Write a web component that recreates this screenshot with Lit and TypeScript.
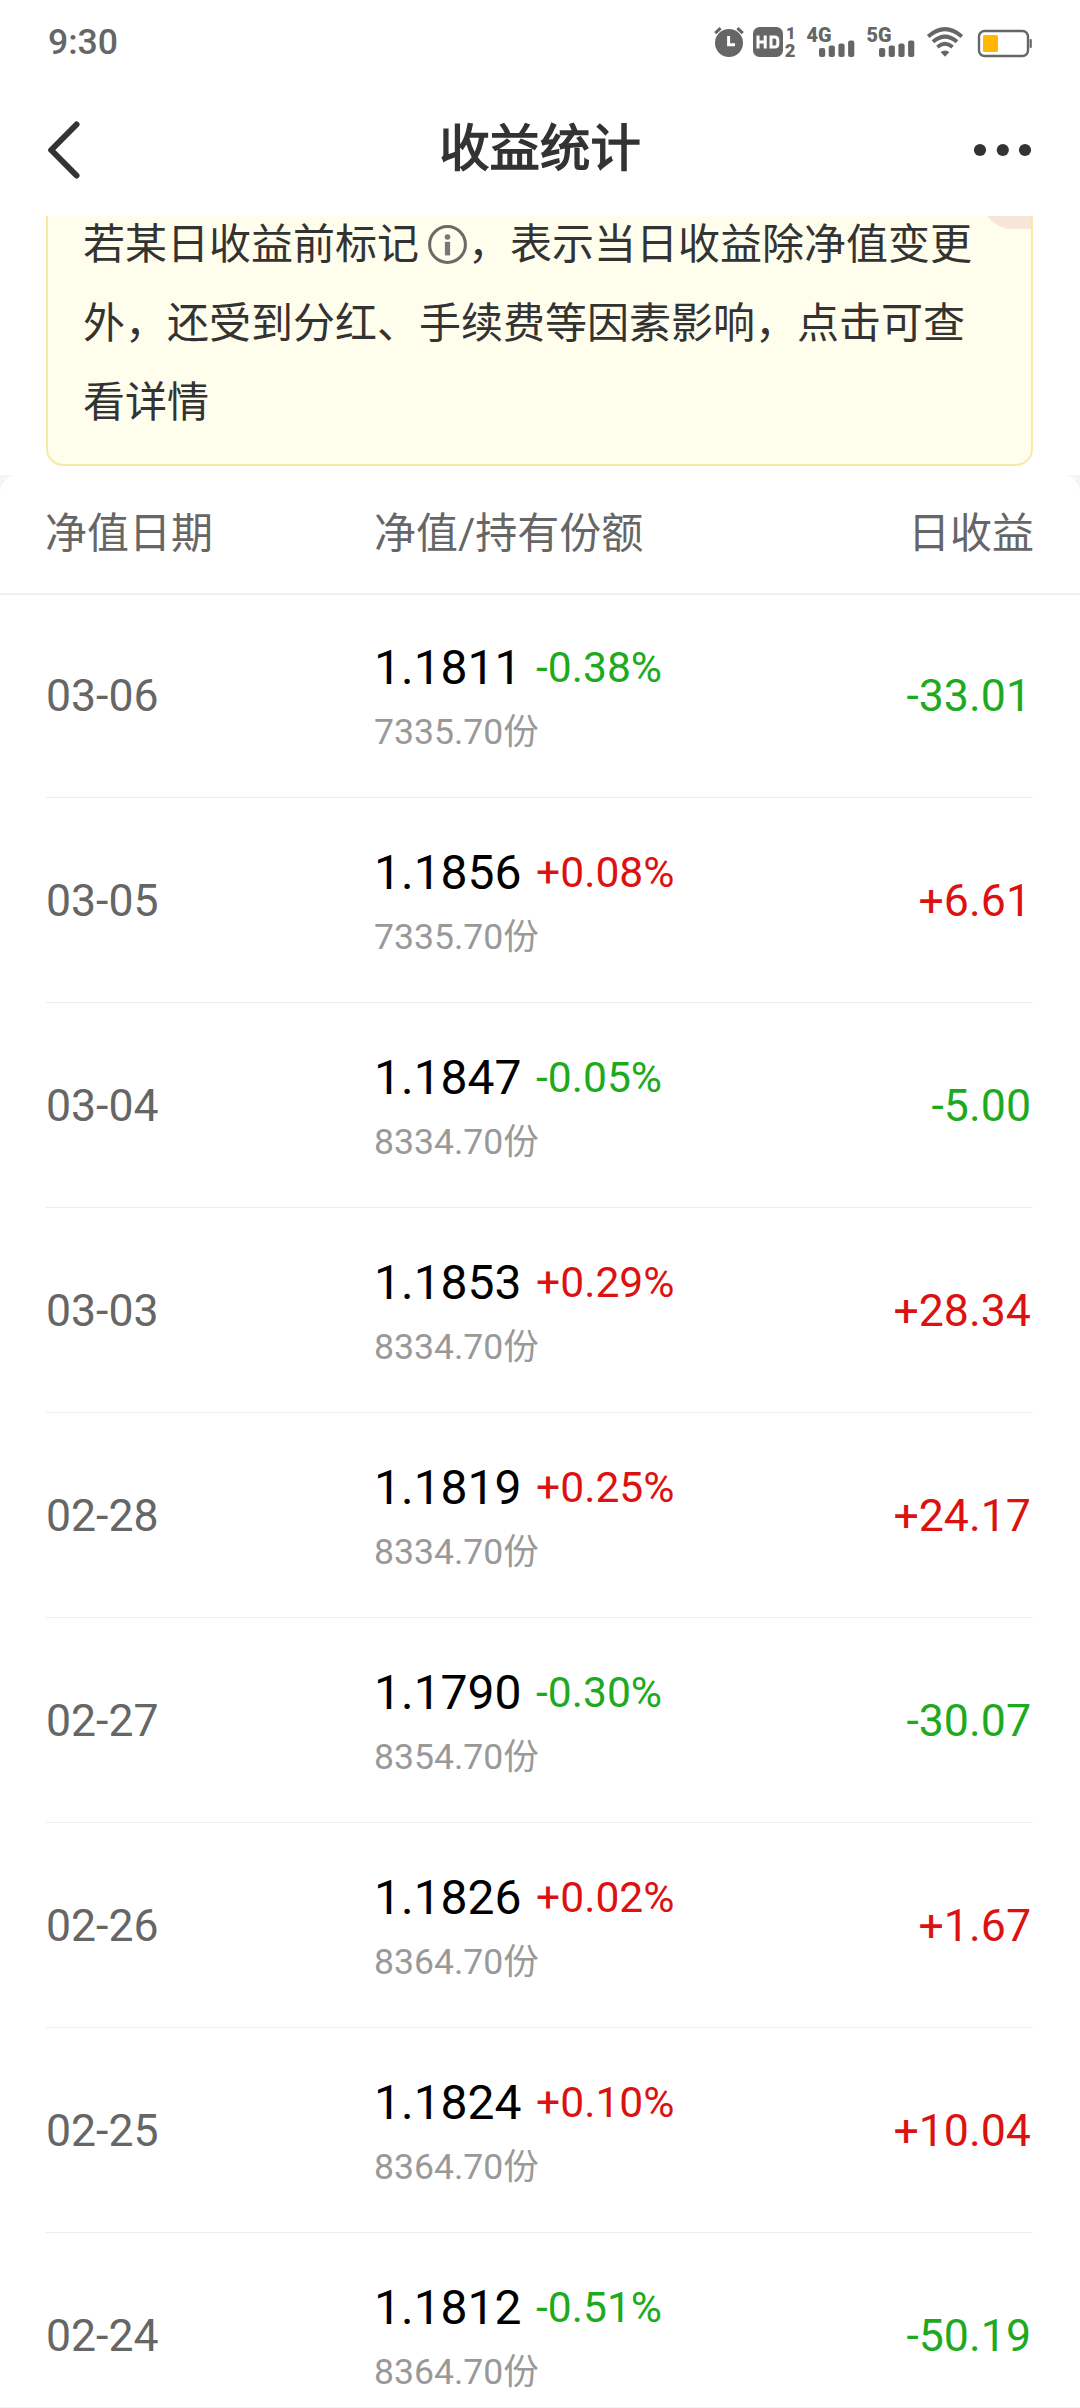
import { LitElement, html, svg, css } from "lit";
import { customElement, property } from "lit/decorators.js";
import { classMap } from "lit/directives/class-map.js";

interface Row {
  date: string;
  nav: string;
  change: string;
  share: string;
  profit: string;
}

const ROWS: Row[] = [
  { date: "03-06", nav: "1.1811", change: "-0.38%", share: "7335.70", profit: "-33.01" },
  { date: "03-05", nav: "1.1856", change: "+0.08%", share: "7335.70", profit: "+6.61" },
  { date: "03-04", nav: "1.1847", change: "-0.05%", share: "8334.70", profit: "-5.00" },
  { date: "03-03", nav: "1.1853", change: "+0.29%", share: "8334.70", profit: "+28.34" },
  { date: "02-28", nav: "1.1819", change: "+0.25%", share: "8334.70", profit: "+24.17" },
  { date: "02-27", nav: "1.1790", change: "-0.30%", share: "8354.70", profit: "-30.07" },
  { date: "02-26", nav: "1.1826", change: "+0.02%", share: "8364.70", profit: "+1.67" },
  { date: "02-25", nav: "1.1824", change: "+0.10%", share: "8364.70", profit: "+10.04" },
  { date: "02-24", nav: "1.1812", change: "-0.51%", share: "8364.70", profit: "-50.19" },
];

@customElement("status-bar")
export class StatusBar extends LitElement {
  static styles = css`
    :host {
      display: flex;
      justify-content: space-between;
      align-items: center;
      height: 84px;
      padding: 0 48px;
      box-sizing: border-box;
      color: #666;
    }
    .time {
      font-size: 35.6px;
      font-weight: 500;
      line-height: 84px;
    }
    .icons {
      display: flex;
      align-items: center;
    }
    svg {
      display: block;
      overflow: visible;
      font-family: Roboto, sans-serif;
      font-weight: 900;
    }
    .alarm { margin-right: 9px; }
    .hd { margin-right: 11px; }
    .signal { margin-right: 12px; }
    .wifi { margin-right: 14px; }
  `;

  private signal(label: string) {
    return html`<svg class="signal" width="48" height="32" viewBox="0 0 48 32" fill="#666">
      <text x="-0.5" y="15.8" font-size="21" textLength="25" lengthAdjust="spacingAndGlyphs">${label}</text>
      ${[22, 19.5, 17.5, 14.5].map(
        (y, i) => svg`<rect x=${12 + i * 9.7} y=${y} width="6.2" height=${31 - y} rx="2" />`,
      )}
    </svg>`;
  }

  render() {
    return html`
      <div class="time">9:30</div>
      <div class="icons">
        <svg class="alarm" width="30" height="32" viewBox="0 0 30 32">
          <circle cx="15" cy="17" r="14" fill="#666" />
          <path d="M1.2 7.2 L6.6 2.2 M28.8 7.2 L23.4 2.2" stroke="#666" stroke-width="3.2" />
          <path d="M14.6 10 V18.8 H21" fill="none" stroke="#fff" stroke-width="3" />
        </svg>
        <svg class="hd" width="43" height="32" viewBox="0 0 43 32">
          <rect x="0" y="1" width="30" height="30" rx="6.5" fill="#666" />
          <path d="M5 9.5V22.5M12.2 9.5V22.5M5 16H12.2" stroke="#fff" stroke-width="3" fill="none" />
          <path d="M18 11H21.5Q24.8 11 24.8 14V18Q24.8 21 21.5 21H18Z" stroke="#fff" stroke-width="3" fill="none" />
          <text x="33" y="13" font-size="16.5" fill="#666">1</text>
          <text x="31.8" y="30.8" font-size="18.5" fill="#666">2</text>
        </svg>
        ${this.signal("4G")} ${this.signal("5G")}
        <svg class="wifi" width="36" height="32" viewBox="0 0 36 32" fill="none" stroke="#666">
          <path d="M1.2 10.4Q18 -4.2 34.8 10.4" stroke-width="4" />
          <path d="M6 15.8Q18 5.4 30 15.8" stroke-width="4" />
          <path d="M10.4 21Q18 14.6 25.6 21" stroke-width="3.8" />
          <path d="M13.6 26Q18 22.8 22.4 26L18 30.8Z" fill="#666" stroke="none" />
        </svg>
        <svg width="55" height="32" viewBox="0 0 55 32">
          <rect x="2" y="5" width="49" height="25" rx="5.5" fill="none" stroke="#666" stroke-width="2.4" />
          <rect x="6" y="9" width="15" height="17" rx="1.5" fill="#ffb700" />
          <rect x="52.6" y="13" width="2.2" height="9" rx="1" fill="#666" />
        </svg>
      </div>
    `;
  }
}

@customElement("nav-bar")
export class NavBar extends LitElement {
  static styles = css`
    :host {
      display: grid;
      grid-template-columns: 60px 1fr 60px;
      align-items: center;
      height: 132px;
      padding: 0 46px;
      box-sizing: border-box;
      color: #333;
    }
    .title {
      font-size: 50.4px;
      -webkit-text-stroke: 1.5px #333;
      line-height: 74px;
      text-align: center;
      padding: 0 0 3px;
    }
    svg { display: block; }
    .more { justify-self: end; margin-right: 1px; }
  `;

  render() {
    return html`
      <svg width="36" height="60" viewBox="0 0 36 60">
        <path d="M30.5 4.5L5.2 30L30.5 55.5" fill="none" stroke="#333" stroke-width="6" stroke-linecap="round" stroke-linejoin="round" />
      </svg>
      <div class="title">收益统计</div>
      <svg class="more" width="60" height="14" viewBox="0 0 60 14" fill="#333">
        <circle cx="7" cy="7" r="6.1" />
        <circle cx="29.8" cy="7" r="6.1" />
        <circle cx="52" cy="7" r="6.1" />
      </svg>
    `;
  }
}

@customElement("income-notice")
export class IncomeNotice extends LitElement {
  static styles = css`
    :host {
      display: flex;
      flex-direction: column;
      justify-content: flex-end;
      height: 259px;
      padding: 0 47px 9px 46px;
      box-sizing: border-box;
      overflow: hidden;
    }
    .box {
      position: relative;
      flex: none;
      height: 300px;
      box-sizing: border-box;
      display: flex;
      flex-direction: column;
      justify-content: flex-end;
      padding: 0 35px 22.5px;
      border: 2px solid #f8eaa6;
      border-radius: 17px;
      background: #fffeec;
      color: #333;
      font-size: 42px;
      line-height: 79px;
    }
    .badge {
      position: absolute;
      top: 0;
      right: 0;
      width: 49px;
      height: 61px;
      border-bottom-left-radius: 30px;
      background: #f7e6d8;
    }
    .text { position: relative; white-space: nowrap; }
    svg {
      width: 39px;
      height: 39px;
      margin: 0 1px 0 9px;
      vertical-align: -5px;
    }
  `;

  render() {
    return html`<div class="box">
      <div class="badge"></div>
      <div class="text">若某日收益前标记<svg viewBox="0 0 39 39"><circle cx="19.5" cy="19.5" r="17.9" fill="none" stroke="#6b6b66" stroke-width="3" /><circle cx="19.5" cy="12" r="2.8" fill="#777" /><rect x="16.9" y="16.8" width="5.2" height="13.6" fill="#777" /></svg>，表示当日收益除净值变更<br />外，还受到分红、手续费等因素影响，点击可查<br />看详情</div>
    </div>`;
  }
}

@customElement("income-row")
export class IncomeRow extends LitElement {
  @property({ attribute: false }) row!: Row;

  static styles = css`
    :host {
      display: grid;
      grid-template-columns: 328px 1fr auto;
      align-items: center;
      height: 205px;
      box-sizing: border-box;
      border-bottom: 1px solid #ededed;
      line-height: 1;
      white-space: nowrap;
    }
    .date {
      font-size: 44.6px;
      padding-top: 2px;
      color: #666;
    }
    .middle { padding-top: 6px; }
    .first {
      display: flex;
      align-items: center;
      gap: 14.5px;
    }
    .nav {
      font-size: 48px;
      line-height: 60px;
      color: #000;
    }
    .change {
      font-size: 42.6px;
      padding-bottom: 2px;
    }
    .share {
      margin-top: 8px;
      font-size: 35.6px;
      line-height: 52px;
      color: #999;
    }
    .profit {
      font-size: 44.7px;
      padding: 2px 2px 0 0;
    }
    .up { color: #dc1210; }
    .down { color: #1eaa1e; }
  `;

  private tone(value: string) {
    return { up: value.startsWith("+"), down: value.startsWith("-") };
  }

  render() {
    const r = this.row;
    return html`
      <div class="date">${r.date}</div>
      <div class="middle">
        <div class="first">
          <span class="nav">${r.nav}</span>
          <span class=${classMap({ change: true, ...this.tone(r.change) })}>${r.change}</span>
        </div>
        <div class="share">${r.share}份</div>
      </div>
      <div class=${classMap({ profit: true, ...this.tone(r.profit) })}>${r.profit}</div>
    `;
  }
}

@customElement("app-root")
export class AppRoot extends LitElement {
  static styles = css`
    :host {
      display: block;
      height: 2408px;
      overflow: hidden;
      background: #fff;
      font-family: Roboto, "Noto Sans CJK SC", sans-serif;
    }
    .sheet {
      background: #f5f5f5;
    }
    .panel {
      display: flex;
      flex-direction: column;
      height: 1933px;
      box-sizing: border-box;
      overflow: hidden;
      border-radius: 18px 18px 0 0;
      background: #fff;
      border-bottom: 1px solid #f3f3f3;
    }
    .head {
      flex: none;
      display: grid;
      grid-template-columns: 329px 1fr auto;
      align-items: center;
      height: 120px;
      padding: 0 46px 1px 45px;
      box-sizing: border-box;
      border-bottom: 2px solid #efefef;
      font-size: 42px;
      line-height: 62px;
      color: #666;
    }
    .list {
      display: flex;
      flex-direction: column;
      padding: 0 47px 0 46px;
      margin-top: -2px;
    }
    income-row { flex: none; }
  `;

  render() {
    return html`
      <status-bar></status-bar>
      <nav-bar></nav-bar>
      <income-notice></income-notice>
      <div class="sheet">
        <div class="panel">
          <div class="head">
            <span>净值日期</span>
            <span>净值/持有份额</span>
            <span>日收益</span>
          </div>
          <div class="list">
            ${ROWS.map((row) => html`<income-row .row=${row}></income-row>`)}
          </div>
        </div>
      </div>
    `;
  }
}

---

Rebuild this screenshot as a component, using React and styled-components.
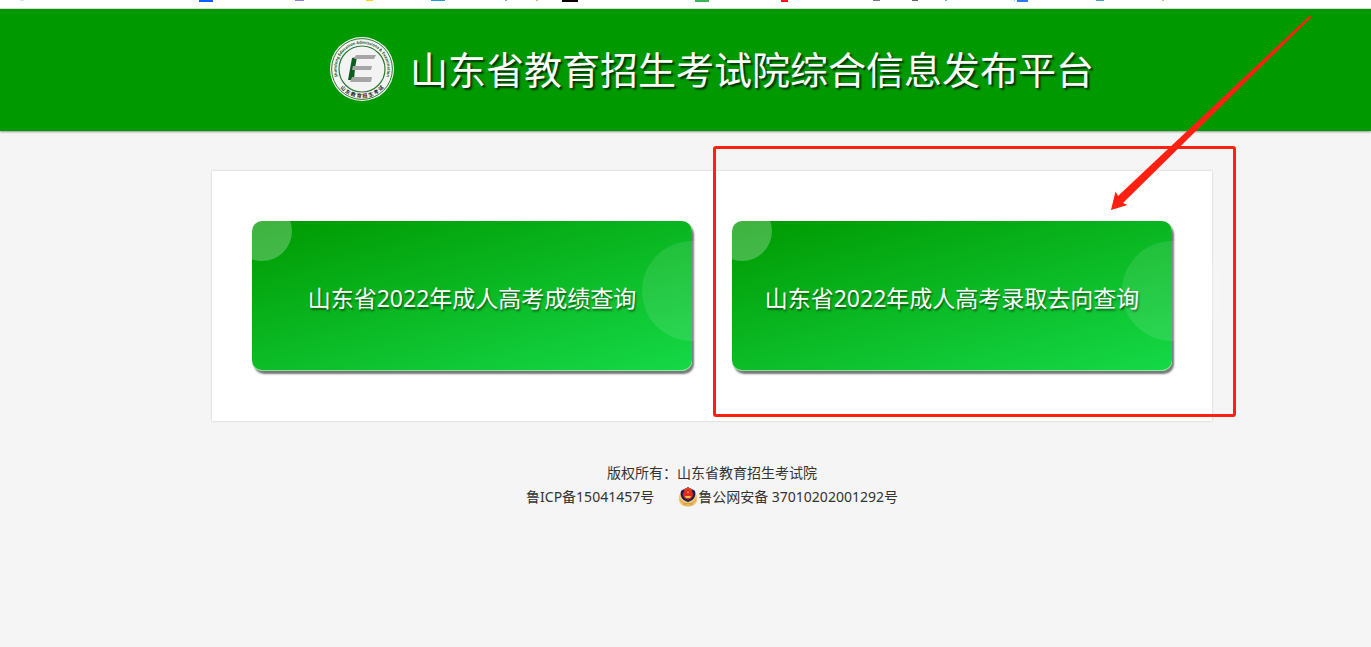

> [Instructions to follow] Go through the lines above. Select every one that has the string "component".

> [Response]
Write a web component that recreates this screenshot with Lit and TypeScript.
Rebuild this screenshot as a component, using React and styled-components.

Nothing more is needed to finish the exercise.